Fuel for Thought
Fracking vs Coal - Analysing the Differences
May 20 2014 Read 5720 Times
In the USA, around 30% of all energy produced comes from natural gas, whilst roughly a third of this is now obtained by fracking. In comparison, 41% of energy comes from coal burning – a practice deemed by many to be much more harmful to the environment. Indeed, President Obama himself recently endorsed fracking as a ‘bridge’ method to more sustainable, cleaner forms of energy. But what exactly are the differences between the two methods of obtaining energy?
For coal mining, an extensive worksite is needed, complete with a large amount of equipment and mountains of waste which can not only be eyesores to the landscape, but also cost a hefty amount. Similarly, coal shafts can be up to ten feet across, entailing much labour and resources.
Contrastingly, fracking requires two or three months of drilling to put the systems in place, but the shaft employed in doing so needn’t be wider than a mere six inches in diameter. Once the shafts have been furrowed, the well-head is very diminutive and unobtrusive, especially in comparison to a coal mine, making less of an impact on the scenery and on the economy.
Coal miners are forced to spend many hours every day of their lives toiling away in dimly-lit coal-pits. The work is arduous and the conditions appalling; the men are exposed to all sorts of harmful gases and can easily contract debilitating lung diseases as a result of their prolonged exposure. Furthermore, the accident rate underground in a mine shaft has historically been fairly alarming; and way down there, help is hardly readily available.

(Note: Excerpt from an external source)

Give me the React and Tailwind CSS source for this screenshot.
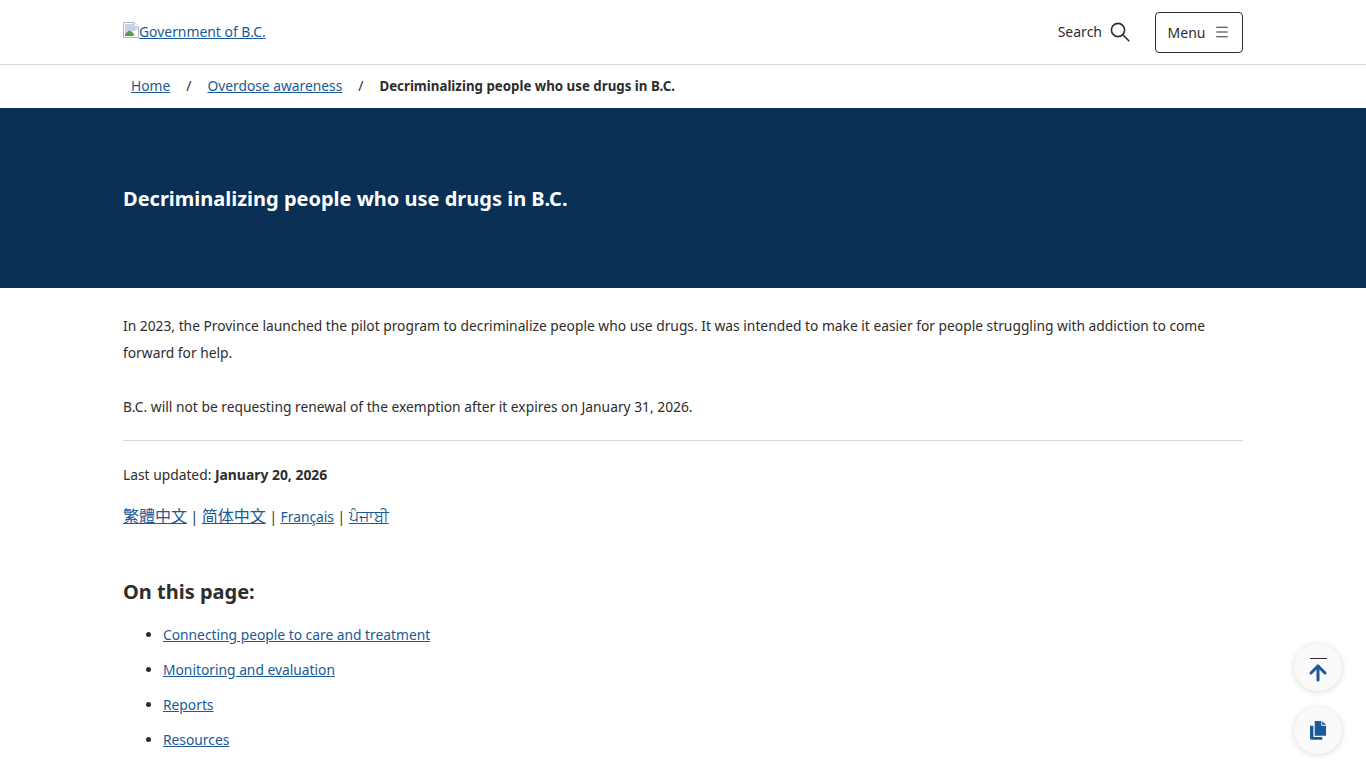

Those involved in fracking, on the other hand, work above ground. This eliminates the intake of harmful gases and greatly reduces the risk of accident. Moreover, if an accident does occur, it is much easier to provide assistance in the open air than it is below ground level.
Once the fracking process is complete and the gas has been extracted, burning shale gas releases significantly less carbon dioxide than burning coal - about 50% less, in fact. In the years since fracking has become commonplace in the USA, carbon emissions have fallen significantly. This is obviously better for the environment and for decreasing climate change.
It shouldn’t be forgotten that fracking may also release amounts of methane into the atmosphere, which is in itself a harmful greenhouse gas. It is generally agreed that this drawback is heavily outweighed by the advantages fracking offers, however.
Pollution of Water Supplies
One of the chief accusations levelled at fracking – and of the fears about its inception in the United Kingdom – is that the cocktail of chemical toxins released into the shale in order to kill any latent bacteria may find its way into the local water supply. Similar fears were voiced about coal mining, due to the necessity of drilling through the water level and jeopardising the cleanliness of the water supply.
However, fracking enthusiast Chris Faulkner, who is CEO of the Breitling Energy Corporation, has done his best to refute such fears as groundless. Indeed, fracking has been fairly prevalent in the United States for many years now, and there appears to be little or no evidence that the process has contaminated water supplies there.
Induced seismicity is the level of earthquake activity brought about by human means. Though fracking has been linked to minor tremors in the UK and overseas, the evidence suggests that such tremors are far less serious than those caused by coal mining.